17      L’exigence de motivation dépendant de la nature de l’acte en cause et du contexte dans lequel il a été adopté, il n’est, de manière générale, pas exigé que la motivation spécifie tous les éléments de fait et de droit pertinents (voir, en ce sens, ordonnance du 14 novembre 2013, J/Parlement, C‑550/12 P, non publiée, EU:C:2013:760, point 19, et arrêt du 30 mai 2013, Morte Navarro/Parlement, T‑280/09, non publié, EU:T:2013:279, points 32 à 36).

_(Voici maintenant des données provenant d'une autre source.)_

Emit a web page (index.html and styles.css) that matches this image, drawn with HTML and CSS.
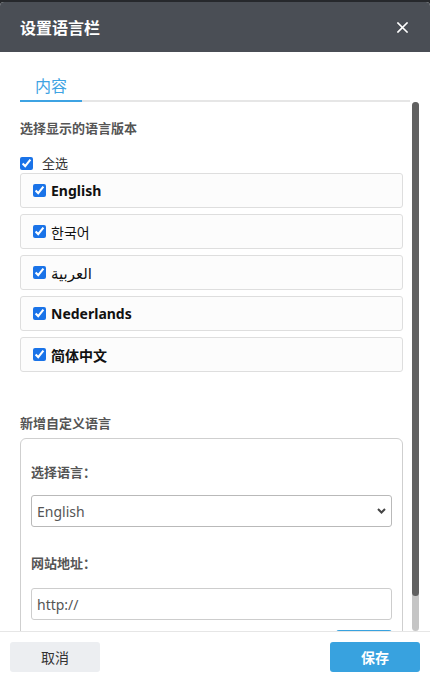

18      En ce qui concerne spécifiquement les décisions déclarant les pétitions irrecevables, selon la jurisprudence, elles doivent être motivées de manière à permettre au pétitionnaire de comprendre les raisons pour lesquelles sa pétition a été déclarée irrecevable. À cet égard, une motivation sommaire peut être suffisante (arrêt du 9 décembre 2014, Schönberger/Parlement, C‑261/13 P, EU:C:2014:2423, point 23, et ordonnance du 4 mai 2016, Pannonhalmi Főapátság/Parlement, C‑607/15, non publiée, EU:C:2016:329, point 14).

19      Compte tenu de la teneur de la pétition, dans laquelle la requérante dénonçait des violations des droits fondamentaux la concernant par un tribunal militaire espagnol et laquelle constituait le contexte de l’adoption de la décision attaquée au sens de la jurisprudence citée au point 17 ci-dessus, la motivation rappelée au point 5 ci-dessus ne présente pas le caractère stéréotypé qu’elle allègue. Au contraire, cette motivation suffisait pour lui permettre de comprendre les raisons du classement de la pétition.

20      Il s’ensuit que le moyen unique invoqué par la requérante doit être écarté et, par suite, que le recours doit être rejeté.

 Sur les dépens

21      Aux termes de l’article 134, paragraphe 1, du règlement de procédure du Tribunal, toute partie qui succombe est condamnée aux dépens, s’il est conclu en ce sens. La requérante ayant succombé, il y a lieu de la condamner aux dépens, conformément aux conclusions du Parlement.

Par ces motifs,

LE TRIBUNAL (sixième chambre)

déclare et arrête :

1)      Le recours est rejeté.

2)      Mme María Teresa Serrano Velázquez est condamnée aux dépens.

Marcoulli

Frimodt Nielsen

Schwarcz

Ainsi prononcé en audience publique à Luxembourg, le 12 octobre 2022.

Signatures


*      Langue de procédure : l’espagnol.